Data lines:
** Start **

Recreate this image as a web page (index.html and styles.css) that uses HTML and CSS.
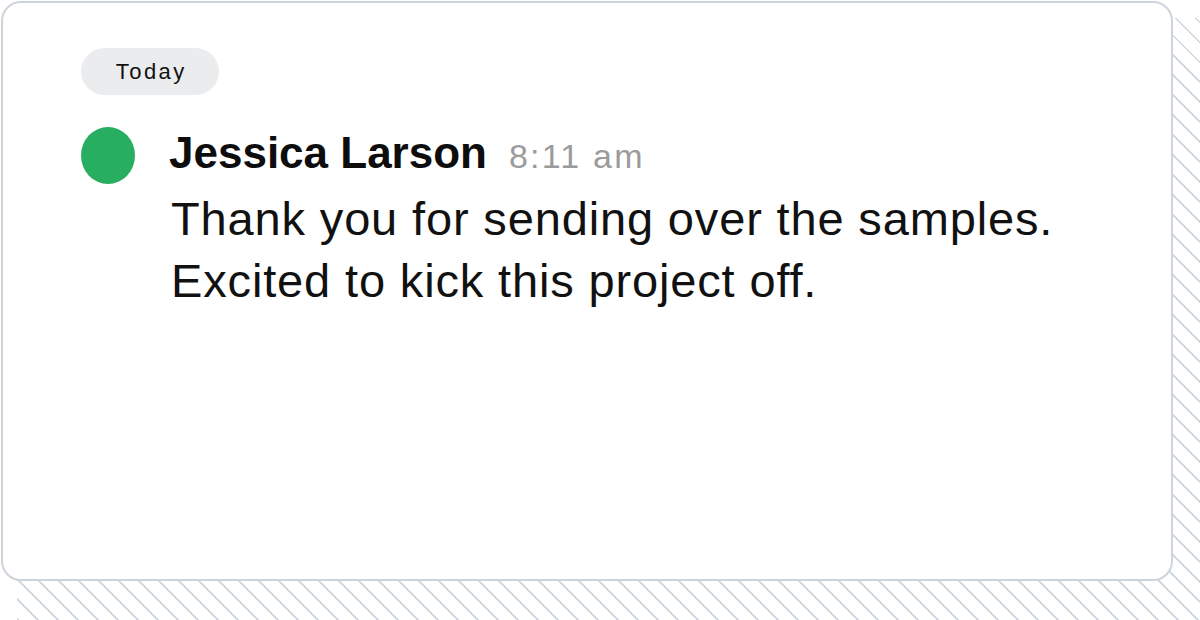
FILE: index.html
```html
<!DOCTYPE html>
<html>
<head>
<meta charset="utf-8">
<link rel="stylesheet" href="styles.css">
</head>
<body>
<div class="stage">
  <div class="card">
    <div class="day-pill">Today</div>
    <div class="message">
      <div class="avatar"></div>
      <div class="msg-body">
        <div class="msg-head">
          <span class="author">Jessica Larson</span>
          <span class="time">8:11 am</span>
        </div>
        <p class="msg-text">Thank you for sending over the samples.<br>Excited to kick this project off.</p>
      </div>
    </div>
  </div>
</div>
</body>
</html>
```
FILE: styles.css
```css
html, body {
  margin: 0;
  padding: 0;
  background: #ffffff;
}
body {
  width: 1200px;
  height: 620px;
  overflow: hidden;
  font-family: "Liberation Sans", Arial, sans-serif;
  color: #111111;
}
.stage {
  position: relative;
  width: 1200px;
  height: 620px;
  padding: 1px 0 0 1px;
  box-sizing: border-box;
}
.stage::before {
  content: "";
  position: absolute;
  left: 17px;
  top: 18px;
  right: 0;
  bottom: 0;
  background: repeating-linear-gradient(45deg, #d2d9e0 0, #d2d9e0 1.6px, transparent 1.6px, transparent 14.14px);
}
.card {
  position: relative;
  width: 1172px;
  height: 580px;
  box-sizing: border-box;
  background: #ffffff;
  border: 2px solid #cdd4dc;
  border-radius: 20px;
  padding: 45px 0 0 78px;
}
.day-pill {
  display: inline-flex;
  align-items: center;
  justify-content: center;
  width: 138px;
  height: 47px;
  box-sizing: border-box;
  padding-left: 2.5px;
  border-radius: 24px;
  background: #ebecee;
  font-size: 22px;
  letter-spacing: 2.5px;
  color: #111111;
}
.message {
  display: flex;
  gap: 34px;
  margin-top: 32px;
}
.avatar {
  flex: none;
  width: 54px;
  height: 57px;
  border-radius: 50%;
  background: #27ae60;
}
.msg-body {
  display: flex;
  flex-direction: column;
}
.msg-head {
  display: flex;
  align-items: baseline;
  gap: 22px;
  line-height: 52px;
}
.author {
  font-size: 44px;
  font-weight: 700;
  color: #0d0d0d;
}
.time {
  font-size: 34px;
  letter-spacing: 2.2px;
  color: #9b9b9b;
}
.msg-text {
  margin: 6.4px 0 0 2px;
  font-size: 47px;
  letter-spacing: 0.85px;
  line-height: 61.5px;
  color: #111111;
}
```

** End **

Exercise details: Set down the material exactly, every line of it, except for the pictures.

Finished exercise:
Recreate this image as a web page (index.html and styles.css) that uses HTML and CSS.
FILE: index.html
```html
<!DOCTYPE html>
<html>
<head>
<meta charset="utf-8">
<link rel="stylesheet" href="styles.css">
</head>
<body>
<div class="stage">
  <div class="card">
    <div class="day-pill">Today</div>
    <div class="message">
      <div class="avatar"></div>
      <div class="msg-body">
        <div class="msg-head">
          <span class="author">Jessica Larson</span>
          <span class="time">8:11 am</span>
        </div>
        <p class="msg-text">Thank you for sending over the samples.<br>Excited to kick this project off.</p>
      </div>
    </div>
  </div>
</div>
</body>
</html>
```
FILE: styles.css
```css
html, body {
  margin: 0;
  padding: 0;
  background: #ffffff;
}
body {
  width: 1200px;
  height: 620px;
  overflow: hidden;
  font-family: "Liberation Sans", Arial, sans-serif;
  color: #111111;
}
.stage {
  position: relative;
  width: 1200px;
  height: 620px;
  padding: 1px 0 0 1px;
  box-sizing: border-box;
}
.stage::before {
  content: "";
  position: absolute;
  left: 17px;
  top: 18px;
  right: 0;
  bottom: 0;
  background: repeating-linear-gradient(45deg, #d2d9e0 0, #d2d9e0 1.6px, transparent 1.6px, transparent 14.14px);
}
.card {
  position: relative;
  width: 1172px;
  height: 580px;
  box-sizing: border-box;
  background: #ffffff;
  border: 2px solid #cdd4dc;
  border-radius: 20px;
  padding: 45px 0 0 78px;
}
.day-pill {
  display: inline-flex;
  align-items: center;
  justify-content: center;
  width: 138px;
  height: 47px;
  box-sizing: border-box;
  padding-left: 2.5px;
  border-radius: 24px;
  background: #ebecee;
  font-size: 22px;
  letter-spacing: 2.5px;
  color: #111111;
}
.message {
  display: flex;
  gap: 34px;
  margin-top: 32px;
}
.avatar {
  flex: none;
  width: 54px;
  height: 57px;
  border-radius: 50%;
  background: #27ae60;
}
.msg-body {
  display: flex;
  flex-direction: column;
}
.msg-head {
  display: flex;
  align-items: baseline;
  gap: 22px;
  line-height: 52px;
}
.author {
  font-size: 44px;
  font-weight: 700;
  color: #0d0d0d;
}
.time {
  font-size: 34px;
  letter-spacing: 2.2px;
  color: #9b9b9b;
}
.msg-text {
  margin: 6.4px 0 0 2px;
  font-size: 47px;
  letter-spacing: 0.85px;
  line-height: 61.5px;
  color: #111111;
}
```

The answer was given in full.